After the implementation is completed, you can begin testing.
Testing is a very important aspect of database migration to ensure that all aspects of the migration are taken care of, including application migration and application testing.
The best practice is to begin by running a migration job entirely for testing purposes. Start a migration job, and after the migration job enters the continuous replication (CDC) phase with minimal lag, promote the destination database and use it for testing the application in Google Cloud to ensure expected performance and results.
If any error occurs during the migration testing, analyze it and make the required changes, either to the source database or to the migration job. If a change was made, run a complete test again to ensure expected results.
Once testing is completed, you can migrate the production database and application. At this point you need to finalize the day and time of production migration. Ideally, there is low application use at this time. In addition, all stakeholders that need to be involved should be available and ready.

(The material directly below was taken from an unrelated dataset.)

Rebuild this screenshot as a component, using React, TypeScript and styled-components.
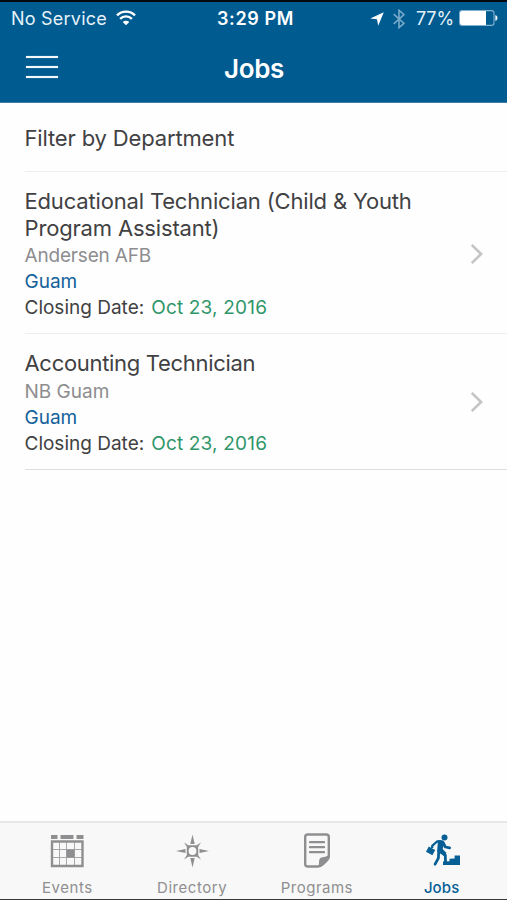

Once the production migration starts, it requires close monitoring to ensure that it goes smoothly. The monitoring user interface in DMS is important during this phase to ensure replication lag is low at the time of promotion.
Once the migration is completed, validate that the destination database is complete and consistent in order to support the application.
Database and application cutover
It is a best practice to create a backup of the destination database as a consistent starting point for the new primary database before connecting any application.
Once you take the backup, promote the Cloud SQL database to be the new primary going forward. Cut over all dependent applications to access the new primary database, and open up the applications for production usage.
Once the application starts running on Cloud SQL, monitor the database performance closely to see if performance tuning is required. Since the application has never run before on Cloud SQL, there may be tuning options available that could optimize application performance, as shown here and here.